А Василий Григорьевич жил в одиночестве и спасался работой в хижине дервиша, как называл он свою квартиру в Столовом переулке. «Не позволяй никому набросить на тебя петлю, – доверялся он дневнику. – Иногда самые нежные фарфоровые руки принадлежат бухгалтерской голове. Будь совершенно независим, оставайся в плеяде тех пленительных образов прошлого, которыми восхищаются читатели…».
…Когда верблюды добрались до высокого берега, послышались возгласы: «Вот она, великая река Итиль!». Тогда Бату-хан, сбросив одеяло, с юношеской ловкостью вскочил и поставил колено на спину верблюда. Он жадно всматривался в туманную даль и долго глядел на блиставший нарядными красками сказочный дворец на острове, выстроенный по его приказу на развалинах древнего города. На кружевной башенке дворца развевалось девятихвостое знамя джихангира. «Коня мне!» – закричал Бату-хан…
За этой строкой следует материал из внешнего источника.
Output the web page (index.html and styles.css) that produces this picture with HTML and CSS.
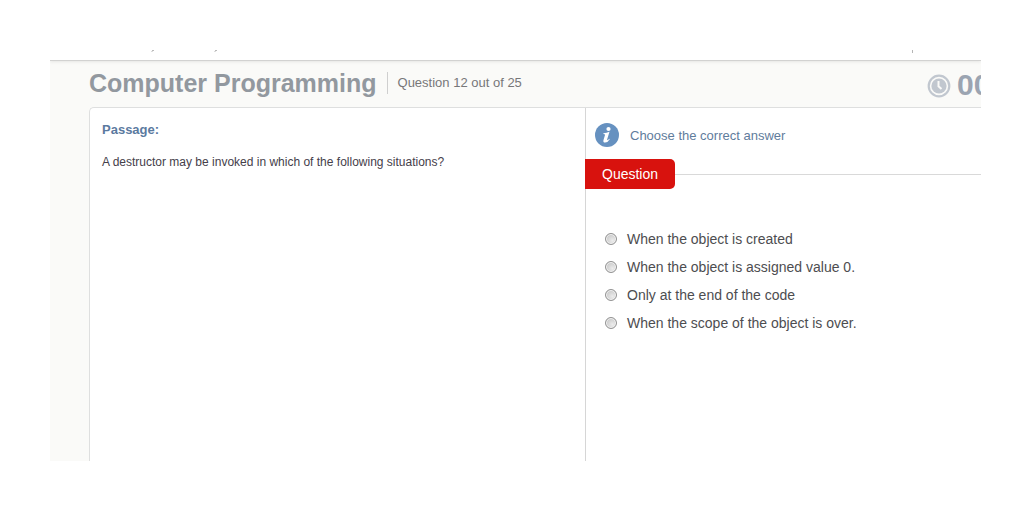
FILE: index.html
```
<!DOCTYPE html>
<html lang="en">
<head>
<meta charset="utf-8">
<title>Computer Programming</title>
<link rel="stylesheet" href="styles.css">
</head>
<body>
<main class="frame">
  <div class="topbar">
    <svg class="marks" width="80" height="2" viewBox="0 0 80 2" aria-hidden="true"><path d="M2.500 0L1 1.500M65.500 0L64 1.500" stroke="#777" fill="none"/></svg>
    <svg class="marks" width="2" height="3" viewBox="0 0 2 3" aria-hidden="true"><path d="M.5 0v3" stroke="#b5b5b5"/></svg>
  </div>
  <header class="header">
    <h1 class="title">Computer Programming</h1>
    <p class="progress">Question 12 out of 25</p>
    <div class="timer">
      <svg width="24" height="24" viewBox="0 0 24 24" aria-hidden="true">
        <circle cx="12" cy="12" r="10.300" fill="#fafaf8" stroke="#c1c7cf" stroke-width="2.200"/>
        <circle cx="12" cy="12" r="7.600" fill="#c1c7cf"/>
        <path d="M11.500 7v5.200l3 2.800" fill="none" stroke="#fafaf8" stroke-width="2"/>
      </svg>
      <span class="time">00</span>
    </div>
  </header>
  <div class="panel">
    <section class="passage">
      <h2 class="passage-title">Passage:</h2>
      <p class="passage-text">A destructor may be invoked in which of the following situations?</p>
    </section>
    <section class="question">
      <div class="hint">
        <svg width="24" height="24" viewBox="0 0 24 24" aria-hidden="true">
          <circle cx="12" cy="12" r="12" fill="#6691c0"/>
          <circle cx="13.500" cy="6" r="2.100" fill="#fff"/>
          <path d="M8.500 10.200q3-.2 6-1.400l-2.300 7.500q-.3 1.100.4.800.7-.3 1.500-1.400l.7.500q-2 3.300-4.700 3.300-2.300-.1-1.600-2.600l1.500-4.800q.3-1-1.700-1z" fill="#fff"/>
        </svg>
        <span>Choose the correct answer</span>
      </div>
      <div class="tag-row"><span class="tag">Question</span></div>
      <form class="answers">
        <label class="answer"><input class="radio" type="radio" name="answer">When the object is created</label>
        <label class="answer"><input class="radio" type="radio" name="answer">When the object is assigned value 0.</label>
        <label class="answer"><input class="radio" type="radio" name="answer">Only at the end of the code</label>
        <label class="answer"><input class="radio" type="radio" name="answer">When the scope of the object is over.</label>
      </form>
    </section>
  </div>
</main>
</body>
</html>
```
FILE: styles.css
```
* { box-sizing: border-box; }
body {
  margin: 0;
  padding: 50px;
  height: 100vh;
  background: #fff;
  font-family: "Liberation Sans", Arial, sans-serif;
  color: #4d4d50;
}
h1, h2, p { margin: 0; }
.frame {
  display: flex;
  flex-direction: column;
  height: 100%;
  overflow: hidden;
  background: #fafaf8;
}
.topbar {
  display: flex;
  justify-content: space-between;
  flex: none;
  height: 11px;
  padding: 0 67px 0 101px;
  background: #fff;
  border-bottom: 1px solid #d2d2d1;
  box-shadow: 0 1px 3px #e6e6e4;
}
.marks { display: block; }
.header {
  display: flex;
  align-items: center;
  flex: none;
  height: 46px;
  padding: 0 0 3px 39px;
  white-space: nowrap;
}
.title {
  font-size: 25px;
  line-height: 28px;
  color: #92989f;
}
.progress {
  margin-left: 10px;
  padding-left: 10px;
  border-left: 1px solid #cfcfcf;
  font-size: 13px;
  line-height: 22px;
  color: #777779;
}
.timer {
  display: flex;
  align-items: center;
  gap: 6px;
  width: 54px;
  margin-left: auto;
  padding-top: 6px;
  overflow: hidden;
}
.timer svg { flex: none; }
.time {
  padding-bottom: 2px;
  font-size: 30px;
  line-height: 30px;
  font-weight: bold;
  color: #9ba4b1;
}
.panel {
  display: grid;
  grid-template-columns: 496px 1fr;
  flex: 1;
  margin-left: 39px;
  background: #fff;
  border: 1px solid #dedfdf;
  border-width: 1px 0 0 1px;
  border-top-left-radius: 5px;
}
.passage { padding: 13px 12px; }
.passage-title {
  font-size: 13px;
  line-height: 18px;
  color: #5b7a9f;
}
.passage-text {
  margin-top: 14px;
  font-size: 12px;
  line-height: 18px;
  color: #45404a;
}
.question { border-left: 1px solid #d6d6d6; margin-left: -1px; }
.hint {
  display: flex;
  align-items: center;
  gap: 11px;
  padding: 15px 0 0 9px;
  font-size: 13px;
  color: #5f7c9c;
}
.tag-row {
  display: flex;
  align-items: center;
  margin: 12px 0 0 -1px;
}
.tag-row::after {
  content: "";
  flex: 1;
  height: 1px;
  background: #d9d9d9;
}
.tag {
  padding: 0 17px;
  border-radius: 0 5px 5px 0;
  background: #d8120e;
  color: #fff;
  font-size: 14px;
  line-height: 30px;
}
.answers {
  display: grid;
  padding: 36px 0 0 19px;
}
.answer {
  display: flex;
  align-items: center;
  gap: 10px;
  font-size: 14px;
  line-height: 28px;
}
.radio {
  appearance: none;
  width: 12px;
  height: 12px;
  margin: 0;
  border: 1px solid #929292;
  border-radius: 50%;
  background: radial-gradient(circle at 65% 65%, #ececec, #bcbcbc);
  box-shadow: inset 0 0 0 1px #f4f4f4;
}
.radio:checked { background: radial-gradient(circle, #444 30%, #ececec 40%); }
```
Ян начал третью книгу об эпохе монгольских походов. Воодушевленный, он написал на обложке рабочего блокнота: «Да живе гарна дивчина! „Кобзарь“ Шевченко». Рабочее название романа – «Александр Новгородский (Невский) и Золотая Орда» [32]. Ян задумал свести на его страницах темную и светлую силу – хана Батыя, пошедшего войной на Европу «к последнему морю», во исполнение завета своего великого деда, и князя Александра Ярославича, мирящегося с Ордой ради спокойствия Руси и победы в войне с тевтонцами.
«Я все время разрабатываю схему романа. И, заодно, пишу отдельные главы» (дневник, 10.II.40). «С утра занимаюсь биографией Александра Невского. Загадочная личность для начала XIII века. В сражении на Неве с Биргером – ему было 20 лет! А он руководил небольшой новгородской дружиной и сделал такое стремительное наступление, что разметал соединенное войско шведов и финнов… Затем было его великолепное Ледовое побоище, где он татарским приемом заманил немецких рыцарей на лед и растрепал их в пух! Ведь таков был только Александр Македонский!» (13.III.1940). «Утром говорил с Чагиным [директором Гослитиздата]. Рассказал ему, как я предполагаю написать III книгу трилогии» (17.IV.40). «Чагин обещал в мае заключить договор на III книгу… Не верится, что в результате кропотливой, ежедневной работы уже готовы две первые книги трилогии» (7.V.40). «Пока во мне еще кипят силы и видят глаза, я хочу создать все, что смогу, что грезится, что волнует» (1.VIII.40). Но прошло лето, которое Ян провел почти в лесу – на арендованной даче в Лосинке, выезжая в Москву раз в неделю – посидеть в Ленинской библиотеке. Что-то в творчестве пошло не так. «На душе у меня адская тоска! Я старею, глаза и общие силы слабеют, но некоторые части моего „я“ остаются нетленными и юными: 1. Любовь к красоте – внешней и внутренней (красота поступков, благородство подвигов). 2. Любовь к родине. 3. Чувство гордости и собственного достоинства. 4. Любовь к приключениям, созданиям необычайной сказки. 5. Фантазия…» (31.X.40) [33].
А беда будто шла по пятам за семьей Янчевецких. Вновь арестовали Николая Можаровского, служившего в Главном управлении химической промышленности РСФСР. НКВД не оставляло вниманием эту отрасль с тех пор, как в 1937 году был осужден и расстрелян начальник Главхимпрома СССР. Нина Викторовна, супруга Николаши, не могла сказать хоть что-то определенное о муже – почему, за что? [34]. Василию Григорьевичу оставалось одно – забываться в работе.